Predigttext: 1.Korinther 12,4-11
Kirche / Ort: Marienkapelle in Minden-Hahlen
Datum: 24.05.2010
Kirchenjahr: Pfingstmontag
Autor/in: Pfarrer i.R. Hartmut Frische

Predigttext: 1.Korinther 12,4-11 (Übersetzung nach Martin Luther, Revision 1984)

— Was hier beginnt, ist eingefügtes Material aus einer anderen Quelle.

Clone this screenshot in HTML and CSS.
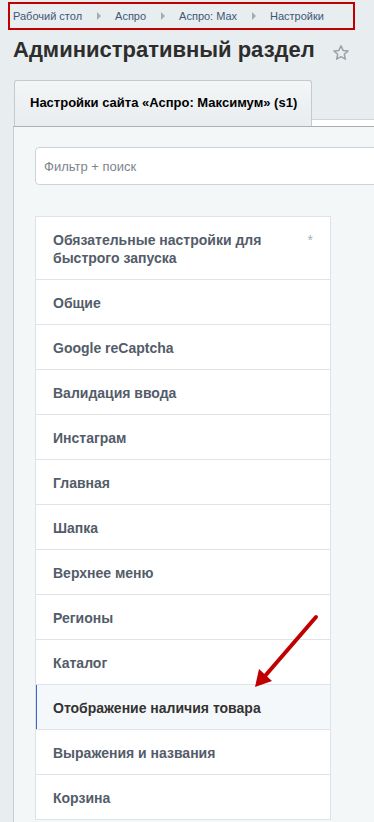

 4 Es sind verschiedene Gaben; aber es ist ein Geist. 5 Und es sind verschiedene Ämter; aber es ist ein Herr. 6 Und es sind verschiedene Kräfte; aber es ist ein Gott, der da wirkt alles in allen. 7 In einem jeden offenbart sich der Geist zum Nutzen aller; 8 dem einen wird durch den Geist gegeben, von der Weisheit zu reden; dem andern wird gegeben, von der Erkenntnis zu reden, nach demselben Geist; 9 einem andern Glaube, in demselben Geist, einem andern die Gabe, gesund zu machen, in dem einen Geist; 10 einem andern die Kraft, Wunder zu tun; einem andern prophetische Rede; einem andern die Gabe, die Geister zu unterscheiden; einem andern mancherlei Zungenrede; einem andern die Gabe, sie auszulegen. 11 Dies alles aber wirkt derselbe eine Geist und teilt einem jeden das Seine zu, wie er will.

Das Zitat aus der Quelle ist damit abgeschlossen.